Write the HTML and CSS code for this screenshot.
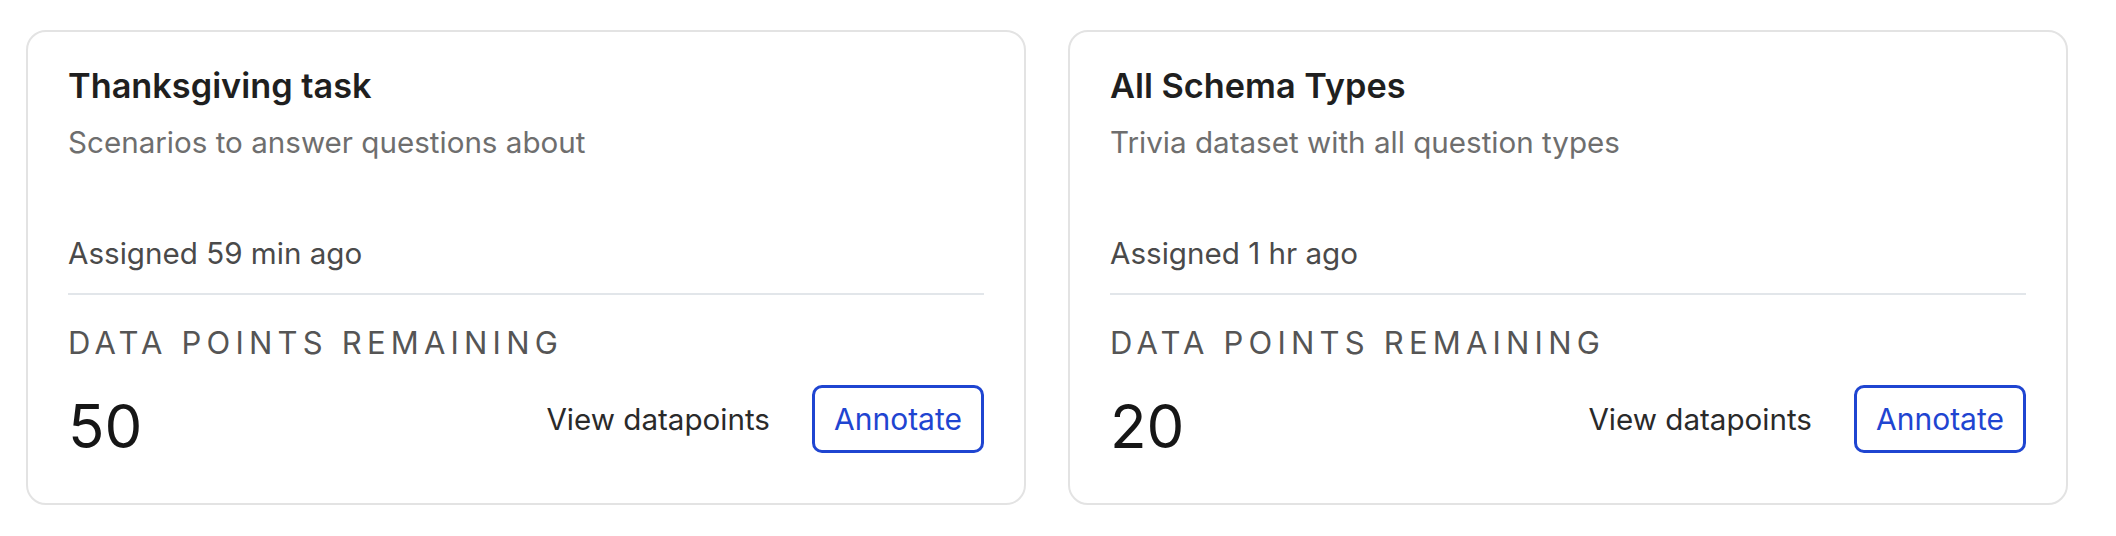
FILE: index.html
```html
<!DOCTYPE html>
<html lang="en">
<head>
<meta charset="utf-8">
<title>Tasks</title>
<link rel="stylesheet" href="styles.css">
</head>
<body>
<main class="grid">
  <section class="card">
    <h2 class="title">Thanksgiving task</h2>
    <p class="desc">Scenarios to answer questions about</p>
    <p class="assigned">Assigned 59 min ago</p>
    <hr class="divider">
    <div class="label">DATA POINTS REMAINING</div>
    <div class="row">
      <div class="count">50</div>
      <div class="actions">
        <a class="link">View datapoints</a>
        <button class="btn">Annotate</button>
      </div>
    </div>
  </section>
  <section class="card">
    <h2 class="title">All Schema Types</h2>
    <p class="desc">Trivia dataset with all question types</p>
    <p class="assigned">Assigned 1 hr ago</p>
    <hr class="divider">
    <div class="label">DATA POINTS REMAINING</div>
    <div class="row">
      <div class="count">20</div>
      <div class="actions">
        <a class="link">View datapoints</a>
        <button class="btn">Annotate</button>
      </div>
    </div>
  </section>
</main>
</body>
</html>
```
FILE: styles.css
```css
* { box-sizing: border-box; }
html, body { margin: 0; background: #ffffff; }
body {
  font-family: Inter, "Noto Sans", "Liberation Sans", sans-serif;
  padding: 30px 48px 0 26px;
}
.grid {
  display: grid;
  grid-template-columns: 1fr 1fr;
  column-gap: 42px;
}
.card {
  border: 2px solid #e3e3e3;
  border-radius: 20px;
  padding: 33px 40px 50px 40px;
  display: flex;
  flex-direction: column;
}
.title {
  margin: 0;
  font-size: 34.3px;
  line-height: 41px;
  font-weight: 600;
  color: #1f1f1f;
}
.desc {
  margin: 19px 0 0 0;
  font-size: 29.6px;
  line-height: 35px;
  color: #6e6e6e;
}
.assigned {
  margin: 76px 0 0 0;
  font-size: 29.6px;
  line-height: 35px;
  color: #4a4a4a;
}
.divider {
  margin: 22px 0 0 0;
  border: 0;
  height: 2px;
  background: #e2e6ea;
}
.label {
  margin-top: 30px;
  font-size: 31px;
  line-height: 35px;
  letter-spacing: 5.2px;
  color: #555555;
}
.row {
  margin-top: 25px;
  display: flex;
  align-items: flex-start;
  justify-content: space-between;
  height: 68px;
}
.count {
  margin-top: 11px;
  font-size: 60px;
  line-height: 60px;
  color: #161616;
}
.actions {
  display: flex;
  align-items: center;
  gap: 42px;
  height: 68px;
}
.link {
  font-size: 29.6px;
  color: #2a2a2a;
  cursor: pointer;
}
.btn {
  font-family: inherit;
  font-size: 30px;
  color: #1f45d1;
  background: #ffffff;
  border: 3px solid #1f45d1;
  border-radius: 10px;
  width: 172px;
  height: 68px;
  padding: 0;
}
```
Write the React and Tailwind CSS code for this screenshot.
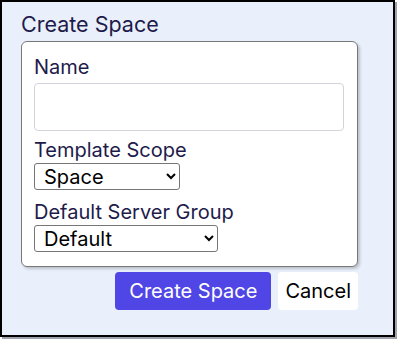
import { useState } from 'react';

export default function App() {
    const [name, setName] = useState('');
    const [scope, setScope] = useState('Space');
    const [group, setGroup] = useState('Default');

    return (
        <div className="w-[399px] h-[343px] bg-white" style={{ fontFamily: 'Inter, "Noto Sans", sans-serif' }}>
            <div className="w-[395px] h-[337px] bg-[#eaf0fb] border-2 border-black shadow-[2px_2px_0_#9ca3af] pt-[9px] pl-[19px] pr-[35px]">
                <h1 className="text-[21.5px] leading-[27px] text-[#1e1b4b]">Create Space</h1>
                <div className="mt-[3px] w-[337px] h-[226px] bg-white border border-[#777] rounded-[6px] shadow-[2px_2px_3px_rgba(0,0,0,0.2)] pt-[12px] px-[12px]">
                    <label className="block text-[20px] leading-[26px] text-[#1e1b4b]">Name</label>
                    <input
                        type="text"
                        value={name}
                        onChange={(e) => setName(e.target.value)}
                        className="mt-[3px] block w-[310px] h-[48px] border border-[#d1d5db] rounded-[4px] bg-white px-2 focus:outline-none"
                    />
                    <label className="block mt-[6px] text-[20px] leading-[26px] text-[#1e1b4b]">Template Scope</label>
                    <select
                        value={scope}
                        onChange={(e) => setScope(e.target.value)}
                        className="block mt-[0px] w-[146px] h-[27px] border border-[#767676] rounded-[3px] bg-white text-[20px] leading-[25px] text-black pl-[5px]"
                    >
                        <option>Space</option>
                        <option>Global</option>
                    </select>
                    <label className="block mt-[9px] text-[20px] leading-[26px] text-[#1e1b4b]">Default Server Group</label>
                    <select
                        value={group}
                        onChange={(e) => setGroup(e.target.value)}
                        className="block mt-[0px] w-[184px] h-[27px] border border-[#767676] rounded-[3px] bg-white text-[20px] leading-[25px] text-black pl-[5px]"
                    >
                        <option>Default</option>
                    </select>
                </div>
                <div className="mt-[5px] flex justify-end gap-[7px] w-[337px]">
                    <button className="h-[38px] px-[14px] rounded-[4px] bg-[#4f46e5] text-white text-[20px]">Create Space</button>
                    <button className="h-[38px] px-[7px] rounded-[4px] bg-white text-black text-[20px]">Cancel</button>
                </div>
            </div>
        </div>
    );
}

- - - -

- **Requirement**: Reproduce the whole listing above word for word, but not its pictures.

- **Solved problem**:
Write the HTML and CSS code for this screenshot.
FILE: index.html
```html
<!DOCTYPE html>
<html lang="en">
<head>
<meta charset="utf-8">
<title>Tasks</title>
<link rel="stylesheet" href="styles.css">
</head>
<body>
<main class="grid">
  <section class="card">
    <h2 class="title">Thanksgiving task</h2>
    <p class="desc">Scenarios to answer questions about</p>
    <p class="assigned">Assigned 59 min ago</p>
    <hr class="divider">
    <div class="label">DATA POINTS REMAINING</div>
    <div class="row">
      <div class="count">50</div>
      <div class="actions">
        <a class="link">View datapoints</a>
        <button class="btn">Annotate</button>
      </div>
    </div>
  </section>
  <section class="card">
    <h2 class="title">All Schema Types</h2>
    <p class="desc">Trivia dataset with all question types</p>
    <p class="assigned">Assigned 1 hr ago</p>
    <hr class="divider">
    <div class="label">DATA POINTS REMAINING</div>
    <div class="row">
      <div class="count">20</div>
      <div class="actions">
        <a class="link">View datapoints</a>
        <button class="btn">Annotate</button>
      </div>
    </div>
  </section>
</main>
</body>
</html>
```
FILE: styles.css
```css
* { box-sizing: border-box; }
html, body { margin: 0; background: #ffffff; }
body {
  font-family: Inter, "Noto Sans", "Liberation Sans", sans-serif;
  padding: 30px 48px 0 26px;
}
.grid {
  display: grid;
  grid-template-columns: 1fr 1fr;
  column-gap: 42px;
}
.card {
  border: 2px solid #e3e3e3;
  border-radius: 20px;
  padding: 33px 40px 50px 40px;
  display: flex;
  flex-direction: column;
}
.title {
  margin: 0;
  font-size: 34.3px;
  line-height: 41px;
  font-weight: 600;
  color: #1f1f1f;
}
.desc {
  margin: 19px 0 0 0;
  font-size: 29.6px;
  line-height: 35px;
  color: #6e6e6e;
}
.assigned {
  margin: 76px 0 0 0;
  font-size: 29.6px;
  line-height: 35px;
  color: #4a4a4a;
}
.divider {
  margin: 22px 0 0 0;
  border: 0;
  height: 2px;
  background: #e2e6ea;
}
.label {
  margin-top: 30px;
  font-size: 31px;
  line-height: 35px;
  letter-spacing: 5.2px;
  color: #555555;
}
.row {
  margin-top: 25px;
  display: flex;
  align-items: flex-start;
  justify-content: space-between;
  height: 68px;
}
.count {
  margin-top: 11px;
  font-size: 60px;
  line-height: 60px;
  color: #161616;
}
.actions {
  display: flex;
  align-items: center;
  gap: 42px;
  height: 68px;
}
.link {
  font-size: 29.6px;
  color: #2a2a2a;
  cursor: pointer;
}
.btn {
  font-family: inherit;
  font-size: 30px;
  color: #1f45d1;
  background: #ffffff;
  border: 3px solid #1f45d1;
  border-radius: 10px;
  width: 172px;
  height: 68px;
  padding: 0;
}
```
Write the React and Tailwind CSS code for this screenshot.
import { useState } from 'react';

export default function App() {
    const [name, setName] = useState('');
    const [scope, setScope] = useState('Space');
    const [group, setGroup] = useState('Default');

    return (
        <div className="w-[399px] h-[343px] bg-white" style={{ fontFamily: 'Inter, "Noto Sans", sans-serif' }}>
            <div className="w-[395px] h-[337px] bg-[#eaf0fb] border-2 border-black shadow-[2px_2px_0_#9ca3af] pt-[9px] pl-[19px] pr-[35px]">
                <h1 className="text-[21.5px] leading-[27px] text-[#1e1b4b]">Create Space</h1>
                <div className="mt-[3px] w-[337px] h-[226px] bg-white border border-[#777] rounded-[6px] shadow-[2px_2px_3px_rgba(0,0,0,0.2)] pt-[12px] px-[12px]">
                    <label className="block text-[20px] leading-[26px] text-[#1e1b4b]">Name</label>
                    <input
                        type="text"
                        value={name}
                        onChange={(e) => setName(e.target.value)}
                        className="mt-[3px] block w-[310px] h-[48px] border border-[#d1d5db] rounded-[4px] bg-white px-2 focus:outline-none"
                    />
                    <label className="block mt-[6px] text-[20px] leading-[26px] text-[#1e1b4b]">Template Scope</label>
                    <select
                        value={scope}
                        onChange={(e) => setScope(e.target.value)}
                        className="block mt-[0px] w-[146px] h-[27px] border border-[#767676] rounded-[3px] bg-white text-[20px] leading-[25px] text-black pl-[5px]"
                    >
                        <option>Space</option>
                        <option>Global</option>
                    </select>
                    <label className="block mt-[9px] text-[20px] leading-[26px] text-[#1e1b4b]">Default Server Group</label>
                    <select
                        value={group}
                        onChange={(e) => setGroup(e.target.value)}
                        className="block mt-[0px] w-[184px] h-[27px] border border-[#767676] rounded-[3px] bg-white text-[20px] leading-[25px] text-black pl-[5px]"
                    >
                        <option>Default</option>
                    </select>
                </div>
                <div className="mt-[5px] flex justify-end gap-[7px] w-[337px]">
                    <button className="h-[38px] px-[14px] rounded-[4px] bg-[#4f46e5] text-white text-[20px]">Create Space</button>
                    <button className="h-[38px] px-[7px] rounded-[4px] bg-white text-black text-[20px]">Cancel</button>
                </div>
            </div>
        </div>
    );
}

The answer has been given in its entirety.